Rebecca Warren 21:28 I think what makes leaders uncomfortable is the transition from being a knowledge expert to being a curious learner. Leaders are usually elevated because they know the most. When you have to say, “I don’t have all the answers; let’s figure this out together,” it’s a major shift.
Rebecca Warren 24:13 If these two groups aren’t aligned, things break. We use a car analogy: IT provides the engine and the horsepower, but the CHRO and the people provide the driver and the navigation. If the HR team isn’t in the room from day one, the organization has already decided that adoption is optional.
Michael Watson 25:45 I can point to Blockbuster, Kodak, or BlackBerry—cases where they didn’t see tech trends coming. To the CIOs out there: you are on the front lines to ensure your company doesn’t go extinct. But remember, 70% of software implementations fail because of change management. If you didn’t get HR involved early to ask, “What’s in it for the employees?”, you’re going to struggle.

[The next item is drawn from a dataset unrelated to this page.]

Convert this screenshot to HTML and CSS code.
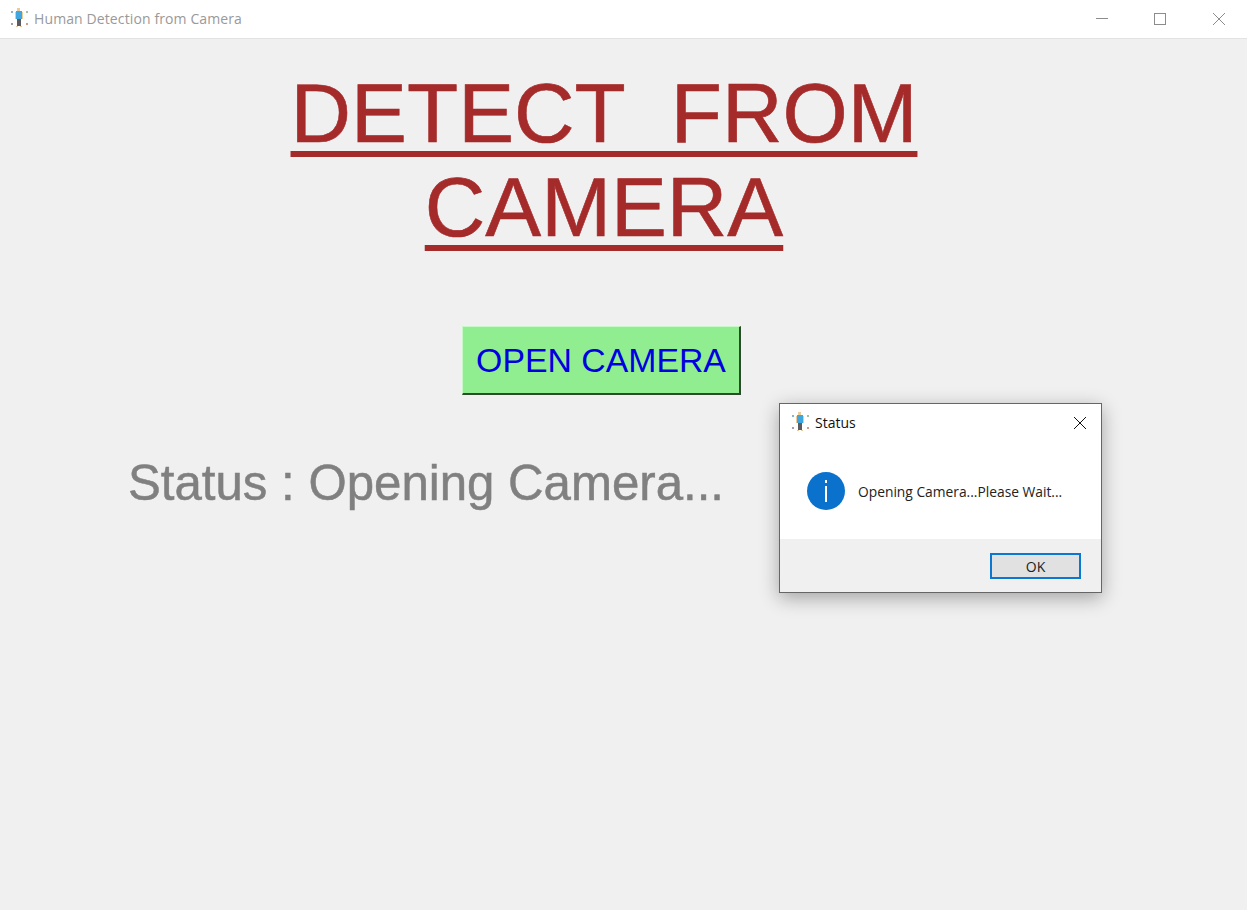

Rebecca Warren 28:07 We have to flip the narrative. Leaders succeeding with AI are focusing on augmentation, not replacement. We are moving from hiring for static roles to looking at learning potential and evolving skills.
Michael Watson 30:25 I have a 20-year-old in college. For Generation Z and Generation Alpha, AI is all they know. My 88-year-old dad says he would never interview with an AI bot; my son says he’d rather interview with an AI bot than a human. Organizations need to build systems for the generation that has embraced AI from day one.
Rebecca Warren 33:22 Failing at AI isn’t a tech problem; it’s an alignment problem. Mike, what’s your last two-second wrap-up?
Michael Watson 34:04 For the CIOs: when evaluating vendors, check the size of their data sets. Larger, more robust data sets eliminate bias. Think of it like a glass of salt water—if you dump it into a fresh-water pool, you won’t taste the salt. Evaluate the “salt” in your data.
Rebecca Warren 34:56 And my final thought: move from knowledge expert to curious learner. Partner across the entire organization. That builds the trust and resiliency that allows you to scale. That’s all we have for today. Thanks for joining us!